In Corfman’s defamation lawsuit against Moore, her lawyers filed a motion to reopen Moore’s deposition to question him about the polygraph test he took in December 2017.
When Moore took the test while trying to stall Sen. Doug Jones’s (D-AL) certification after Jones beat him in the 2018 midterms, Corfman’s lawyers said he was trying to launch “yet another volley of accusations about Ms. Corfman’s veracity and motivations for coming forward with her account of Mr. Moore’s sexual abuse of her.”
Moore claimed at the time that the test results (which he didn’t release to the public) had exonerated him, but Corman’s lawyers said his claim is “an exaggeration, at best, and simply false, at worst.”
The lawyers listed several red flags with Moore’s test: The person who administered it, a man who voted for Moore and provided the test at a heavy discount, admitted in a deposition that he never asked Moore whether he knew his accusers (Moore had claimed the test proved he didn’t know them) and a former FBI polygraph examiner found that Moore’s test had used a flawed and outdated technique.
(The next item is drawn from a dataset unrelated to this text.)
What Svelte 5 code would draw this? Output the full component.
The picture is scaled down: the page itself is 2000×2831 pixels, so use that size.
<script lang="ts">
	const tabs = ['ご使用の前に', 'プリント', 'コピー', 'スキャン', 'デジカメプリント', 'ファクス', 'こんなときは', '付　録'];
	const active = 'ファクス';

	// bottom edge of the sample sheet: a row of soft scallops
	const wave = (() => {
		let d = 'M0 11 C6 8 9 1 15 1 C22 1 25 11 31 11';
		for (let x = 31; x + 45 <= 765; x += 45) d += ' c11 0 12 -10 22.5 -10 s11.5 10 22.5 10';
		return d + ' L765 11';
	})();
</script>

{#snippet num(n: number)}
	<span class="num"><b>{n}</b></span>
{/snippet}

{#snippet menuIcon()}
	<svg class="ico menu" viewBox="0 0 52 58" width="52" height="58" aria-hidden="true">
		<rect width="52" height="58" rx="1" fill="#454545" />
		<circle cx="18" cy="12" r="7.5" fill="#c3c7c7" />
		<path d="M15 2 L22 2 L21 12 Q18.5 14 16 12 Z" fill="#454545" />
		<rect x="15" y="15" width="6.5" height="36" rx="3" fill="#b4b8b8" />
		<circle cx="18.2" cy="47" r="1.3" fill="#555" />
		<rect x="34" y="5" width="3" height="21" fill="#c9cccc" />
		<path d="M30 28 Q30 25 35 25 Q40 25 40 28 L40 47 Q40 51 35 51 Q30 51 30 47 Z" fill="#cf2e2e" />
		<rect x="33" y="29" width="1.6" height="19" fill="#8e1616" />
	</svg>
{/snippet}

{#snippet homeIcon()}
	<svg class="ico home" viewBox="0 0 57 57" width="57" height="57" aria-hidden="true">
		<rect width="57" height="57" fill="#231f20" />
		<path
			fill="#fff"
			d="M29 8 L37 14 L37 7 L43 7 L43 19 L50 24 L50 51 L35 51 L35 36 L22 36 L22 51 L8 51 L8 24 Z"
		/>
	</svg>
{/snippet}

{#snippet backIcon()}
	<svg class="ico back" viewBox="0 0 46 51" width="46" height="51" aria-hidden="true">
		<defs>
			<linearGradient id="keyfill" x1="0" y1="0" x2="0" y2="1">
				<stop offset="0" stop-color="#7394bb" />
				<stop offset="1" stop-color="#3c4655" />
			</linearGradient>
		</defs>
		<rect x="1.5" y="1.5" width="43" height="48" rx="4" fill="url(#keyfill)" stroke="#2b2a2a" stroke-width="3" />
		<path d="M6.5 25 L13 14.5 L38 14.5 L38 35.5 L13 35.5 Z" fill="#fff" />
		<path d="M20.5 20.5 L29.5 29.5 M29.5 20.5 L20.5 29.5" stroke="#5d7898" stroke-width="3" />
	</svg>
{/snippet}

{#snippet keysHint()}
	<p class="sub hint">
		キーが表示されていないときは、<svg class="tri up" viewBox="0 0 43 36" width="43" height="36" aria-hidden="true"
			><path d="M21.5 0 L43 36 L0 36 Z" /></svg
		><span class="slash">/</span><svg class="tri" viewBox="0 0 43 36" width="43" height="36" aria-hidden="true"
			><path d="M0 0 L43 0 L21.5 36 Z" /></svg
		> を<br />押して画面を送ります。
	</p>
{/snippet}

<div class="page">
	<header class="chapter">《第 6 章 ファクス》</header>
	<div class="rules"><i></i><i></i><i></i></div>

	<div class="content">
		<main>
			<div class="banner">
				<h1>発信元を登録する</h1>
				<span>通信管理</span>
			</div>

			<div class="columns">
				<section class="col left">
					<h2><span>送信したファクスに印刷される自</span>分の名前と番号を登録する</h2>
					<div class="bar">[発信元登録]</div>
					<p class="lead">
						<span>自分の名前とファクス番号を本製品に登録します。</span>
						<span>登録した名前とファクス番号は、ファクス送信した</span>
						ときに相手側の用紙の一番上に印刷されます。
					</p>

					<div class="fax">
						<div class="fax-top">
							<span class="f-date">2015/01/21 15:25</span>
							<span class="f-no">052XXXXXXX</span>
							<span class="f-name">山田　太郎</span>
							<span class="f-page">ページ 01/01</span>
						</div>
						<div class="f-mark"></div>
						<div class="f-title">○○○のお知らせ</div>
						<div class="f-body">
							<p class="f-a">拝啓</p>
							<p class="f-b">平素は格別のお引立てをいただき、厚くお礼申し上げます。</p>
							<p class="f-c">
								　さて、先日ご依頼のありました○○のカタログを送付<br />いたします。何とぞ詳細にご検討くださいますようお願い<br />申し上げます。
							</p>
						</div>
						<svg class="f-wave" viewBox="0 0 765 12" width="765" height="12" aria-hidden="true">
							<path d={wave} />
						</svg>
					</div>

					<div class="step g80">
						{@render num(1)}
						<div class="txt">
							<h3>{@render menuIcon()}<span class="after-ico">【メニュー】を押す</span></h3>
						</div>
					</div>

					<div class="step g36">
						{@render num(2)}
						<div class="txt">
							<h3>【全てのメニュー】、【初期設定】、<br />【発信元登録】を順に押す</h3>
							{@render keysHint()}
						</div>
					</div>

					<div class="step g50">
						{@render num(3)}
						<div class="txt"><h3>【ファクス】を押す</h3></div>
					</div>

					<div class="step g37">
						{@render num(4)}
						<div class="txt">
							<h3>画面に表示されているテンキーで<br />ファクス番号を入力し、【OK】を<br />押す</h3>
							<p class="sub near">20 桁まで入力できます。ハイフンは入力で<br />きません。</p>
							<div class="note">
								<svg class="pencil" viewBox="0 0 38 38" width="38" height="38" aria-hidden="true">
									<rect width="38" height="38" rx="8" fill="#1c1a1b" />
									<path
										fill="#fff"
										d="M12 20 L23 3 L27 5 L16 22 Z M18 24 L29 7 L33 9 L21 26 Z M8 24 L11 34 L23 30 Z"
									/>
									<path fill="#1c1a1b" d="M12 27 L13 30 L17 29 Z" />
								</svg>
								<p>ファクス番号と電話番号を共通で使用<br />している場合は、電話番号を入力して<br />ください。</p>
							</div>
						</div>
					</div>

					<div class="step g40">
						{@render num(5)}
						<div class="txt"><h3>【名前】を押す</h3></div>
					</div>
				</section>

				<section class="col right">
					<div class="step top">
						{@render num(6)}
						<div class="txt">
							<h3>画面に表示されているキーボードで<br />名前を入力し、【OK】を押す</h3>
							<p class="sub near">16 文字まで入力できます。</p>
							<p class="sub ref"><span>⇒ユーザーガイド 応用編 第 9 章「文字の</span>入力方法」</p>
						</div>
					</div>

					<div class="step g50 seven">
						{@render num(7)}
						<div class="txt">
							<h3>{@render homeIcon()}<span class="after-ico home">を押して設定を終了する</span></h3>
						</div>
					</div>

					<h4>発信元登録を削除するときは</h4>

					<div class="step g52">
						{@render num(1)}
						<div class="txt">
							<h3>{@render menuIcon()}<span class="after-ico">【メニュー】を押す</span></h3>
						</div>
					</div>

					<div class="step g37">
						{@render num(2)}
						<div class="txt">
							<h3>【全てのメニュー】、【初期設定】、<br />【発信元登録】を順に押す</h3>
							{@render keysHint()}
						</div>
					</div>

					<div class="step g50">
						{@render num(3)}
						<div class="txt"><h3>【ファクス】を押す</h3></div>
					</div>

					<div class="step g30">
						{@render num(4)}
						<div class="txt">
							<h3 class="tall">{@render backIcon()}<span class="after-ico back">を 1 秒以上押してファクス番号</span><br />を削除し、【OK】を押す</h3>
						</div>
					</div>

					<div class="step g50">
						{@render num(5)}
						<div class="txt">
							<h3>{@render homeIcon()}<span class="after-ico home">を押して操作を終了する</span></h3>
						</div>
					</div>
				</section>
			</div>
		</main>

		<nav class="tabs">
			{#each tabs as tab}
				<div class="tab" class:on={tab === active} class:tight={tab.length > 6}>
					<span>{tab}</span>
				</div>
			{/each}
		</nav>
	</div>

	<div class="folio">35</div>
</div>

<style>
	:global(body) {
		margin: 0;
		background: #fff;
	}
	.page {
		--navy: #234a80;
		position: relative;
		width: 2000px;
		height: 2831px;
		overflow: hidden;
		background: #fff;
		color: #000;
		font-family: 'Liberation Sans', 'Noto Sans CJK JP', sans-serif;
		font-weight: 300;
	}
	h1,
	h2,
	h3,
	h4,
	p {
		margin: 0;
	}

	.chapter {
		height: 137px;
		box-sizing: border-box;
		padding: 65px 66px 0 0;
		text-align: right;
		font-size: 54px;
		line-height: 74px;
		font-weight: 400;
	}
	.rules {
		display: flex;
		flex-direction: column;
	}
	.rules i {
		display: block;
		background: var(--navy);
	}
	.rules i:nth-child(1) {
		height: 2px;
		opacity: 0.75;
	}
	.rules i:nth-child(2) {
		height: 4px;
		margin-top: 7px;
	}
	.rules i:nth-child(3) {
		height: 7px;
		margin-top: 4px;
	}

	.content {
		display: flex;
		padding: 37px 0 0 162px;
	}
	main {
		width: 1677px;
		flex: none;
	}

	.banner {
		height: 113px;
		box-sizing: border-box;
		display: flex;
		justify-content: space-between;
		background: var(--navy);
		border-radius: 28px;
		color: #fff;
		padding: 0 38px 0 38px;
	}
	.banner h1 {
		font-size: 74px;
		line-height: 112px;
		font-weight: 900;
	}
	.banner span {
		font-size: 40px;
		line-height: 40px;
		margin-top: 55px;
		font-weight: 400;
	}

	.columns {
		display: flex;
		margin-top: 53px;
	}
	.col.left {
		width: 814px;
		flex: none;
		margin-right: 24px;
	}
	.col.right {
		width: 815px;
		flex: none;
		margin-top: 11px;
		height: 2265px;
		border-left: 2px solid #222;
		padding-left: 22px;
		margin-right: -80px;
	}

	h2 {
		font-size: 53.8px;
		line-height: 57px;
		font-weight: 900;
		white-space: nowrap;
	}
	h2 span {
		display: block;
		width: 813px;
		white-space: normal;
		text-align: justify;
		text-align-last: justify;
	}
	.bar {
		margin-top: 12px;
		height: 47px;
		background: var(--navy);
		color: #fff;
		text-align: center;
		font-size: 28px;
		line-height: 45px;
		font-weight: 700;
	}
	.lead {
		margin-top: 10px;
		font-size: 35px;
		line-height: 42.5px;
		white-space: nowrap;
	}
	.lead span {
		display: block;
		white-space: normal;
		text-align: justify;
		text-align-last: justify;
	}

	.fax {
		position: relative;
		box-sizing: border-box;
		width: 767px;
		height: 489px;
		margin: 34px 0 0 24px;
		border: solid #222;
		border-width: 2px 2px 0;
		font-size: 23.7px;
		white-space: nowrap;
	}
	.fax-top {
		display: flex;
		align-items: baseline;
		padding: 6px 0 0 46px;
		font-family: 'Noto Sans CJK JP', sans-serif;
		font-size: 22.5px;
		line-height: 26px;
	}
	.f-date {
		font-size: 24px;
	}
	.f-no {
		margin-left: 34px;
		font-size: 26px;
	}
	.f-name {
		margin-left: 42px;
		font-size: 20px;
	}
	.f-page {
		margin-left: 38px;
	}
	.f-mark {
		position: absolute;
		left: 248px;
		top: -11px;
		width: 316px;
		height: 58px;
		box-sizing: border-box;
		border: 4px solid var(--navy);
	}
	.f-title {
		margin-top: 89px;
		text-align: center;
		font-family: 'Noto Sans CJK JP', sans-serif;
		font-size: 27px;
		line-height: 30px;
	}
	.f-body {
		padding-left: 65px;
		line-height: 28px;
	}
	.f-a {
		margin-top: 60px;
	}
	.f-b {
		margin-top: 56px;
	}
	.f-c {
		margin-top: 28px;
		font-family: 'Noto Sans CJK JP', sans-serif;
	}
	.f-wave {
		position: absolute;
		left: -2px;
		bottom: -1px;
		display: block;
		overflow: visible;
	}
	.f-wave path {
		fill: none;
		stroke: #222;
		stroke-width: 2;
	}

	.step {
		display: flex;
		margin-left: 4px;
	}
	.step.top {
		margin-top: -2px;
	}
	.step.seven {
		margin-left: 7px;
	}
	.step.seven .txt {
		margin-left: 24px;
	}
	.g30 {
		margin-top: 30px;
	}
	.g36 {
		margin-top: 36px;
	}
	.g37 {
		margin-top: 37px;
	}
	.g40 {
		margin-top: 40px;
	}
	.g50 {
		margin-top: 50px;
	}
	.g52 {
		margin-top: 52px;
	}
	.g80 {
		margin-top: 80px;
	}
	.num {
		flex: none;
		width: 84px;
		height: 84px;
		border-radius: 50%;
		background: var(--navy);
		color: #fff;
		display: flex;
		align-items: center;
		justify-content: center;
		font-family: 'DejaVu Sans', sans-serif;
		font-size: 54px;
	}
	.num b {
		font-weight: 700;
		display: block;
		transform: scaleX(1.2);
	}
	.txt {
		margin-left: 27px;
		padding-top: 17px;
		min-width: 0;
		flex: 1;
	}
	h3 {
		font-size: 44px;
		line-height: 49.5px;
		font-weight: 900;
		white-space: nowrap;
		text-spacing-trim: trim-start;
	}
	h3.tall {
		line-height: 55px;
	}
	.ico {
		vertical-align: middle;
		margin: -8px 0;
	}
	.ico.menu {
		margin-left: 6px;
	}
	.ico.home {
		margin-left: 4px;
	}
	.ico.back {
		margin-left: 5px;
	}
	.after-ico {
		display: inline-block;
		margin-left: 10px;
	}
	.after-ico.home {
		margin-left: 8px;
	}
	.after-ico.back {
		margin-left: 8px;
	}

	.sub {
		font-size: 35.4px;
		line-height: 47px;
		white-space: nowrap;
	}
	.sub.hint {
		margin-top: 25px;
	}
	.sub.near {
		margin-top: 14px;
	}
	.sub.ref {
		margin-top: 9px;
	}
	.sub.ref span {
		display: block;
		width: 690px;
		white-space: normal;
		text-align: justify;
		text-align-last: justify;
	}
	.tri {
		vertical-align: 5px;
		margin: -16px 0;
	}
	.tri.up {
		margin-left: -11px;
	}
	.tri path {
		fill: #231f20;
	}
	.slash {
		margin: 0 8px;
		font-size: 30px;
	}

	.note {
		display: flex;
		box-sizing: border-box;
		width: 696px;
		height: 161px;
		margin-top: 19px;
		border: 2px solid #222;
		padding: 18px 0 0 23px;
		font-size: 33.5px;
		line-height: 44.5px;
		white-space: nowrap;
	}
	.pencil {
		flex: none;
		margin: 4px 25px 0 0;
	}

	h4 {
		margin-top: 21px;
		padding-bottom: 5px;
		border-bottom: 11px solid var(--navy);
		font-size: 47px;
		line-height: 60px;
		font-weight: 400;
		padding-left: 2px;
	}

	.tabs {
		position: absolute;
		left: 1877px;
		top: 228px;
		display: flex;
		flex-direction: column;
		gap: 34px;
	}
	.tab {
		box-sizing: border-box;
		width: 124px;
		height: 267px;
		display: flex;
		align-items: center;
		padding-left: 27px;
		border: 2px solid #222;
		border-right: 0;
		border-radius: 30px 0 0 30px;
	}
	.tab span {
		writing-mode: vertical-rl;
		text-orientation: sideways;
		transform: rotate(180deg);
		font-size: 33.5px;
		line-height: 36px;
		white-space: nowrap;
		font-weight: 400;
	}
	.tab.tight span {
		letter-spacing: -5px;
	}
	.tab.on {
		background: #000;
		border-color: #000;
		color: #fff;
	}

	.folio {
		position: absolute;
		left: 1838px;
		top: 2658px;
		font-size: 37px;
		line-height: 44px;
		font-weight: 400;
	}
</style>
But most damning of all, the filing said the ex-FBI examiner found that even if the test were reliable, “the results indicate that Mr. Moore was being deceptive when asked relevant questions concerning Ms. Corfman.”
According to Corfman’s lawyers, the examiner identified at least two moments when Moore showed “heightened” physiological responses when answering “no” to questions asking if he’d tried to have sex with Corfman or touch her breasts.
Read the court filing below:
H/t AL.com.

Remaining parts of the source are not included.